■ **Problem statement**
Set the data down again, exactly as it reads, but without the pictures.

[start Dataset section]

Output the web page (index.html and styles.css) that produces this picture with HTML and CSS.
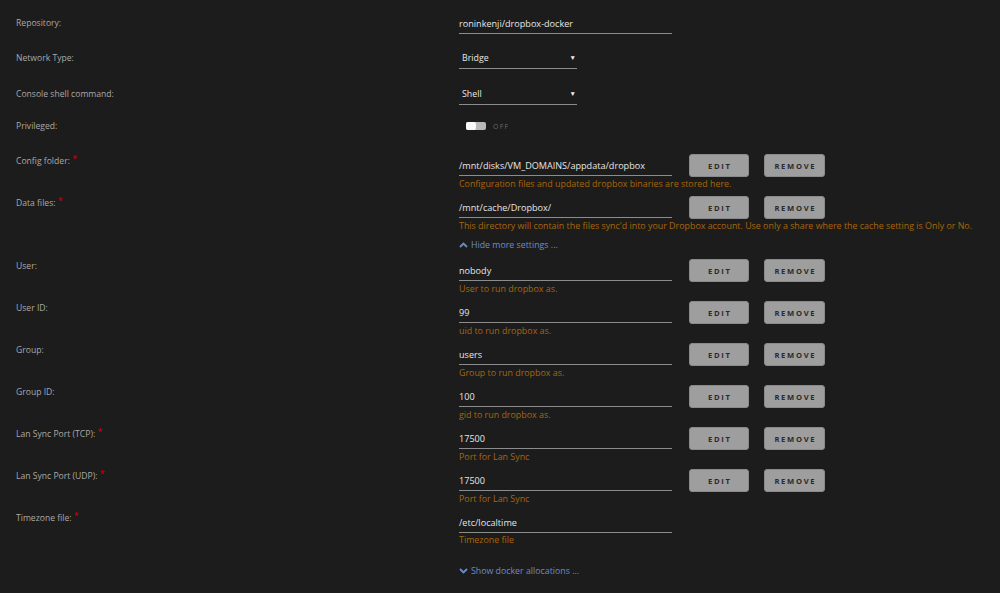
FILE: index.html
```html
<!DOCTYPE html>
<html>
<head>
<meta charset="utf-8">
<link rel="stylesheet" href="styles.css">
</head>
<body>
<div class="form">
  <div class="row mid r-repo">
    <div class="label">Repository:</div>
    <div class="field"><div class="input">roninkenji/dropbox-docker</div></div>
  </div>
  <div class="row mid r-net">
    <div class="label">Network Type:</div>
    <div class="field"><div class="select"><span>Bridge</span><span class="arrow">▼</span></div></div>
  </div>
  <div class="row mid r-shell">
    <div class="label">Console shell command:</div>
    <div class="field"><div class="select"><span>Shell</span><span class="arrow">▼</span></div></div>
  </div>
  <div class="row mid r-priv">
    <div class="label">Privileged:</div>
    <div class="field"><div class="toggle"><span class="track"><span class="knob"></span></span><span class="off">OFF</span></div></div>
  </div>

  <div class="row">
    <div class="label">Config folder: <span class="req">*</span></div>
    <div class="field">
      <div class="line"><div class="input">/mnt/disks/VM_DOMAINS/appdata/dropbox</div><button class="btn">EDIT</button><button class="btn wide">REMOVE</button></div>
      <div class="help">Configuration files and updated dropbox binaries are stored here.</div>
    </div>
  </div>
  <div class="row">
    <div class="label">Data files: <span class="req">*</span></div>
    <div class="field">
      <div class="line"><div class="input">/mnt/cache/Dropbox/</div><button class="btn">EDIT</button><button class="btn wide">REMOVE</button></div>
      <div class="help">This directory will contain the files sync'd into your Dropbox account. Use only a share where the cache setting is Only or No.</div>
    </div>
  </div>
  <div class="toggle-link hide"><svg width="9" height="6" viewBox="0 0 9 6"><path d="M1 5 L4.5 1.5 L8 5" fill="none" stroke="currentColor" stroke-width="1.8"/></svg> Hide more settings ...</div>

  <div class="row">
    <div class="label">User:</div>
    <div class="field">
      <div class="line"><div class="input">nobody</div><button class="btn">EDIT</button><button class="btn wide">REMOVE</button></div>
      <div class="help">User to run dropbox as.</div>
    </div>
  </div>
  <div class="row">
    <div class="label">User ID:</div>
    <div class="field">
      <div class="line"><div class="input">99</div><button class="btn">EDIT</button><button class="btn wide">REMOVE</button></div>
      <div class="help">uid to run dropbox as.</div>
    </div>
  </div>
  <div class="row">
    <div class="label">Group:</div>
    <div class="field">
      <div class="line"><div class="input">users</div><button class="btn">EDIT</button><button class="btn wide">REMOVE</button></div>
      <div class="help">Group to run dropbox as.</div>
    </div>
  </div>
  <div class="row">
    <div class="label">Group ID:</div>
    <div class="field">
      <div class="line"><div class="input">100</div><button class="btn">EDIT</button><button class="btn wide">REMOVE</button></div>
      <div class="help">gid to run dropbox as.</div>
    </div>
  </div>
  <div class="row">
    <div class="label">Lan Sync Port (TCP): <span class="req">*</span></div>
    <div class="field">
      <div class="line"><div class="input">17500</div><button class="btn">EDIT</button><button class="btn wide">REMOVE</button></div>
      <div class="help">Port for Lan Sync</div>
    </div>
  </div>
  <div class="row">
    <div class="label">Lan Sync Port (UDP): <span class="req">*</span></div>
    <div class="field">
      <div class="line"><div class="input">17500</div><button class="btn">EDIT</button><button class="btn wide">REMOVE</button></div>
      <div class="help">Port for Lan Sync</div>
    </div>
  </div>
  <div class="row">
    <div class="label">Timezone file: <span class="req">*</span></div>
    <div class="field">
      <div class="line"><div class="input">/etc/localtime</div></div>
      <div class="help">Timezone file</div>
    </div>
  </div>
  <div class="toggle-link show"><svg width="9" height="6" viewBox="0 0 9 6"><path d="M1 1 L4.5 4.5 L8 1" fill="none" stroke="currentColor" stroke-width="1.8"/></svg> Show docker allocations ...</div>
</div>
</body>
</html>
```

FILE: styles.css
```css
html, body {
  margin: 0;
  padding: 0;
  background: #1c1c1c;
  height: 100%;
  overflow: hidden;
}
body {
  font-family: "Open Sans", "Noto Sans", sans-serif;
  color: #a8a8a8;
}
.form {
  padding-top: 12px;
}
.row {
  display: flex;
  align-items: flex-start;
  margin-bottom: 6px;
}
.row.mid {
  align-items: center;
}
.r-repo { margin-bottom: 13px; }
.r-net { margin-bottom: 14px; }
.r-shell { margin-bottom: 10px; }
.r-priv { margin-bottom: 17px; }
.label {
  width: 459px;
  flex: none;
  padding-left: 16px;
  box-sizing: border-box;
  font-size: 8.6px;
  line-height: 12px;
  color: #a9a9a9;
}
.row:not(.mid) .label {
  padding-top: 1px;
}
.req {
  color: #d3000b;
  font-size: 9px;
  position: relative;
  top: -2px;
}
.field {
  display: flex;
  flex-direction: column;
}
.line {
  display: flex;
  align-items: flex-start;
}
.input {
  width: 213px;
  height: 19px;
  padding-top: 2px;
  border-bottom: 1px solid #8c8c8c;
  box-sizing: content-box;
  font-size: 9.1px;
  line-height: 20px;
  color: #e6e6e6;
}
.select {
  height: 21px;
  border-bottom: 1px solid #8c8c8c;
  display: flex;
  justify-content: space-between;
  align-items: center;
  padding-left: 3px;
  box-sizing: content-box;
  width: 115px;
  font-size: 8.8px;
  color: #e6e6e6;
}
.arrow {
  font-size: 6.5px;
  margin-right: 1px;
  color: #eee;
}
.btn {
  margin: 0 0 0 17px;
  width: 60px;
  height: 23px;
  padding: 0;
  border: 1px solid #8a8a8a;
  border-radius: 3px;
  background: #9e9e9e;
  color: #2a2a2a;
  font-family: "Open Sans", sans-serif;
  font-weight: 700;
  font-size: 7.6px;
  letter-spacing: 1.7px;
  text-indent: 1.7px;
}
.btn.wide {
  margin-left: 15px;
  width: 61px;
}
.help {
  font-size: 8.9px;
  line-height: 13px;
  color: #a8660a;
}
.toggle {
  display: flex;
  align-items: center;
  height: 22px;
  padding-left: 7px;
}
.track {
  width: 20px;
  height: 8px;
  border-radius: 2px;
  background: #b9b9b9;
  display: flex;
  align-items: center;
}
.knob {
  width: 10px;
  height: 8px;
  border-radius: 2px;
  background: #fafafa;
}
.off {
  margin-left: 7px;
  font-size: 7px;
  letter-spacing: 1.2px;
  color: #6a6a6a;
}
.toggle-link {
  margin-left: 459px;
  font-size: 8.8px;
  line-height: 14px;
  color: #6c8cc8;
  display: flex;
  align-items: center;
  gap: 3px;
}
.toggle-link.hide {
  margin-top: 1px;
  margin-bottom: 7px;
}
.toggle-link.show {
  margin-top: 18px;
}
```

[end Dataset section]

■ **Output**
Output the web page (index.html and styles.css) that produces this picture with HTML and CSS.
FILE: index.html
```html
<!DOCTYPE html>
<html>
<head>
<meta charset="utf-8">
<link rel="stylesheet" href="styles.css">
</head>
<body>
<div class="form">
  <div class="row mid r-repo">
    <div class="label">Repository:</div>
    <div class="field"><div class="input">roninkenji/dropbox-docker</div></div>
  </div>
  <div class="row mid r-net">
    <div class="label">Network Type:</div>
    <div class="field"><div class="select"><span>Bridge</span><span class="arrow">▼</span></div></div>
  </div>
  <div class="row mid r-shell">
    <div class="label">Console shell command:</div>
    <div class="field"><div class="select"><span>Shell</span><span class="arrow">▼</span></div></div>
  </div>
  <div class="row mid r-priv">
    <div class="label">Privileged:</div>
    <div class="field"><div class="toggle"><span class="track"><span class="knob"></span></span><span class="off">OFF</span></div></div>
  </div>

  <div class="row">
    <div class="label">Config folder: <span class="req">*</span></div>
    <div class="field">
      <div class="line"><div class="input">/mnt/disks/VM_DOMAINS/appdata/dropbox</div><button class="btn">EDIT</button><button class="btn wide">REMOVE</button></div>
      <div class="help">Configuration files and updated dropbox binaries are stored here.</div>
    </div>
  </div>
  <div class="row">
    <div class="label">Data files: <span class="req">*</span></div>
    <div class="field">
      <div class="line"><div class="input">/mnt/cache/Dropbox/</div><button class="btn">EDIT</button><button class="btn wide">REMOVE</button></div>
      <div class="help">This directory will contain the files sync'd into your Dropbox account. Use only a share where the cache setting is Only or No.</div>
    </div>
  </div>
  <div class="toggle-link hide"><svg width="9" height="6" viewBox="0 0 9 6"><path d="M1 5 L4.5 1.5 L8 5" fill="none" stroke="currentColor" stroke-width="1.8"/></svg> Hide more settings ...</div>

  <div class="row">
    <div class="label">User:</div>
    <div class="field">
      <div class="line"><div class="input">nobody</div><button class="btn">EDIT</button><button class="btn wide">REMOVE</button></div>
      <div class="help">User to run dropbox as.</div>
    </div>
  </div>
  <div class="row">
    <div class="label">User ID:</div>
    <div class="field">
      <div class="line"><div class="input">99</div><button class="btn">EDIT</button><button class="btn wide">REMOVE</button></div>
      <div class="help">uid to run dropbox as.</div>
    </div>
  </div>
  <div class="row">
    <div class="label">Group:</div>
    <div class="field">
      <div class="line"><div class="input">users</div><button class="btn">EDIT</button><button class="btn wide">REMOVE</button></div>
      <div class="help">Group to run dropbox as.</div>
    </div>
  </div>
  <div class="row">
    <div class="label">Group ID:</div>
    <div class="field">
      <div class="line"><div class="input">100</div><button class="btn">EDIT</button><button class="btn wide">REMOVE</button></div>
      <div class="help">gid to run dropbox as.</div>
    </div>
  </div>
  <div class="row">
    <div class="label">Lan Sync Port (TCP): <span class="req">*</span></div>
    <div class="field">
      <div class="line"><div class="input">17500</div><button class="btn">EDIT</button><button class="btn wide">REMOVE</button></div>
      <div class="help">Port for Lan Sync</div>
    </div>
  </div>
  <div class="row">
    <div class="label">Lan Sync Port (UDP): <span class="req">*</span></div>
    <div class="field">
      <div class="line"><div class="input">17500</div><button class="btn">EDIT</button><button class="btn wide">REMOVE</button></div>
      <div class="help">Port for Lan Sync</div>
    </div>
  </div>
  <div class="row">
    <div class="label">Timezone file: <span class="req">*</span></div>
    <div class="field">
      <div class="line"><div class="input">/etc/localtime</div></div>
      <div class="help">Timezone file</div>
    </div>
  </div>
  <div class="toggle-link show"><svg width="9" height="6" viewBox="0 0 9 6"><path d="M1 1 L4.5 4.5 L8 1" fill="none" stroke="currentColor" stroke-width="1.8"/></svg> Show docker allocations ...</div>
</div>
</body>
</html>
```

FILE: styles.css
```css
html, body {
  margin: 0;
  padding: 0;
  background: #1c1c1c;
  height: 100%;
  overflow: hidden;
}
body {
  font-family: "Open Sans", "Noto Sans", sans-serif;
  color: #a8a8a8;
}
.form {
  padding-top: 12px;
}
.row {
  display: flex;
  align-items: flex-start;
  margin-bottom: 6px;
}
.row.mid {
  align-items: center;
}
.r-repo { margin-bottom: 13px; }
.r-net { margin-bottom: 14px; }
.r-shell { margin-bottom: 10px; }
.r-priv { margin-bottom: 17px; }
.label {
  width: 459px;
  flex: none;
  padding-left: 16px;
  box-sizing: border-box;
  font-size: 8.6px;
  line-height: 12px;
  color: #a9a9a9;
}
.row:not(.mid) .label {
  padding-top: 1px;
}
.req {
  color: #d3000b;
  font-size: 9px;
  position: relative;
  top: -2px;
}
.field {
  display: flex;
  flex-direction: column;
}
.line {
  display: flex;
  align-items: flex-start;
}
.input {
  width: 213px;
  height: 19px;
  padding-top: 2px;
  border-bottom: 1px solid #8c8c8c;
  box-sizing: content-box;
  font-size: 9.1px;
  line-height: 20px;
  color: #e6e6e6;
}
.select {
  height: 21px;
  border-bottom: 1px solid #8c8c8c;
  display: flex;
  justify-content: space-between;
  align-items: center;
  padding-left: 3px;
  box-sizing: content-box;
  width: 115px;
  font-size: 8.8px;
  color: #e6e6e6;
}
.arrow {
  font-size: 6.5px;
  margin-right: 1px;
  color: #eee;
}
.btn {
  margin: 0 0 0 17px;
  width: 60px;
  height: 23px;
  padding: 0;
  border: 1px solid #8a8a8a;
  border-radius: 3px;
  background: #9e9e9e;
  color: #2a2a2a;
  font-family: "Open Sans", sans-serif;
  font-weight: 700;
  font-size: 7.6px;
  letter-spacing: 1.7px;
  text-indent: 1.7px;
}
.btn.wide {
  margin-left: 15px;
  width: 61px;
}
.help {
  font-size: 8.9px;
  line-height: 13px;
  color: #a8660a;
}
.toggle {
  display: flex;
  align-items: center;
  height: 22px;
  padding-left: 7px;
}
.track {
  width: 20px;
  height: 8px;
  border-radius: 2px;
  background: #b9b9b9;
  display: flex;
  align-items: center;
}
.knob {
  width: 10px;
  height: 8px;
  border-radius: 2px;
  background: #fafafa;
}
.off {
  margin-left: 7px;
  font-size: 7px;
  letter-spacing: 1.2px;
  color: #6a6a6a;
}
.toggle-link {
  margin-left: 459px;
  font-size: 8.8px;
  line-height: 14px;
  color: #6c8cc8;
  display: flex;
  align-items: center;
  gap: 3px;
}
.toggle-link.hide {
  margin-top: 1px;
  margin-bottom: 7px;
}
.toggle-link.show {
  margin-top: 18px;
}
```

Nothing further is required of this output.